Linked Data: Evolving the Web into a Global Data Space by Tom Heath and Christian Bizer.
Abstract:
The World Wide Web has enabled the creation of a global information space comprising linked documents. As the Web becomes ever more enmeshed with our daily lives, there is a growing desire for direct access to raw data not currently available on the Web or bound up in hypertext documents. Linked Data provides a publishing paradigm in which not only documents, but also data, can be a first class citizen of the Web, thereby enabling the extension of the Web with a global data space based on open standards – the Web of Data. In this Synthesis lecture we provide readers with a detailed technical introduction to Linked Data. We begin by outlining the basic principles of Linked Data, including coverage of relevant aspects of Web architecture. The remainder of the text is based around two main themes – the publication and consumption of Linked Data. Drawing on a practical Linked Data scenario, we provide guidance and best practices on: architectural approaches to publishing Linked Data; choosing URIs and vocabularies to identify and describe resources; deciding what data to return in a description of a resource on the Web; methods and frameworks for automated linking of data sets; and testing and debugging approaches for Linked Data deployments. We give an overview of existing Linked Data applications and then examine the architectures that are used to consume Linked Data from the Web, alongside existing tools and frameworks that enable these. Readers can expect to gain a rich technical understanding of Linked Data fundamentals, as the basis for application development, research or further study.
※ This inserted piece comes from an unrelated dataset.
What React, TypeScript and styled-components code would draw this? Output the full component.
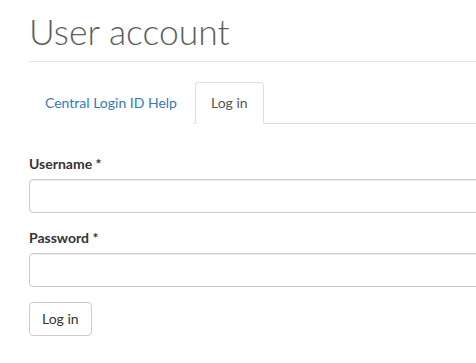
import React from 'react';
import styled, { createGlobalStyle } from 'styled-components';

const GlobalStyle = createGlobalStyle`
  html, body {
    margin: 0;
    padding: 0;
    background: #fff;
    overflow: hidden;
  }
  body {
    font-family: Lato, "Open Sans", sans-serif;
    font-size: 14px;
    line-height: 20px;
    color: #333;
  }
`;

// Le contenu est plus large que la fenêtre : les champs sortent à droite
const Page = styled.main`
  padding: 12px 0 0 29px;
  width: 720px;
`;

const PageHeader = styled.header`
  border-bottom: 1px solid #e6e6e6;
  padding-bottom: 9px;
  margin-bottom: 20px;
`;

const Title = styled.h1`
  margin: 0;
  font-family: Lato, sans-serif;
  font-weight: 300;
  font-size: 35.5px;
  line-height: 39.6px;
  color: #5e5e5e;
`;

const Tabs = styled.ul`
  display: flex;
  list-style: none;
  margin: 0 0 30px;
  padding: 0;
  border-bottom: 1px solid #ddd;
`;

const Tab = styled.li<{ $active?: boolean }>`
  margin: 0 2px -1px 0;
  padding: 10px 15px;
  line-height: 20px;
  border: 1px solid ${p => (p.$active ? '#ddd' : 'transparent')};
  border-bottom-color: ${p => (p.$active ? '#fff' : 'transparent')};
  border-radius: 4px 4px 0 0;
  background: #fff;
  color: ${p => (p.$active ? '#555' : '#337ab7')};
  cursor: ${p => (p.$active ? 'default' : 'pointer')};
`;

const Field = styled.div`
  margin-bottom: 15px;
`;

const Label = styled.label`
  display: block;
  margin-bottom: 5px;
  font-weight: 700;
  color: #333;
`;

const Input = styled.input`
  display: block;
  box-sizing: border-box;
  width: 100%;
  height: 34px;
  padding: 6px 12px;
  font: inherit;
  border: 1px solid #ccc;
  border-radius: 4px;
  box-shadow: inset 0 1px 1px rgba(0, 0, 0, 0.075);
  outline: none;
`;

const Button = styled.button`
  height: 34px;
  padding: 6px 12px;
  font: inherit;
  color: #333;
  background: #fff;
  border: 1px solid #ccc;
  border-radius: 4px;
  cursor: pointer;
`;

const App: React.FC = () => (
  <>
    <GlobalStyle />
    <Page>
      <PageHeader>
        <Title>User account</Title>
      </PageHeader>
      <Tabs>
        <Tab>Central Login ID Help</Tab>
        <Tab $active>Log in</Tab>
      </Tabs>
      <form onSubmit={e => e.preventDefault()}>
        <Field>
          <Label htmlFor="edit-name">Username *</Label>
          <Input id="edit-name" type="text" />
        </Field>
        <Field>
          <Label htmlFor="edit-pass">Password *</Label>
          <Input id="edit-pass" type="password" />
        </Field>
        <Button type="submit">Log in</Button>
      </form>
    </Page>
  </>
);

export default App;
A free HTML version is reported to be due out 1 March 2011.
Unless I am seriously mistaken (definitely a possibility), all our data and structures that hold our data, already have semantics, but thanks for asking.
To enable semantic integration we need to make those semantics explicit but that hardly requires conversion into Linked Data format.
Any more than Linked Data format enables more linking than it takes away.
As a matter of fact it takes away a lot of linking, at least if you follow its logic, because linked data can only link to other linked data. How unfortunate.
The other question I will have to ask, after a decent period following the appearance of the book, is what about the data structures of Linked Data? Do they also qualify as first class citizens of the Web?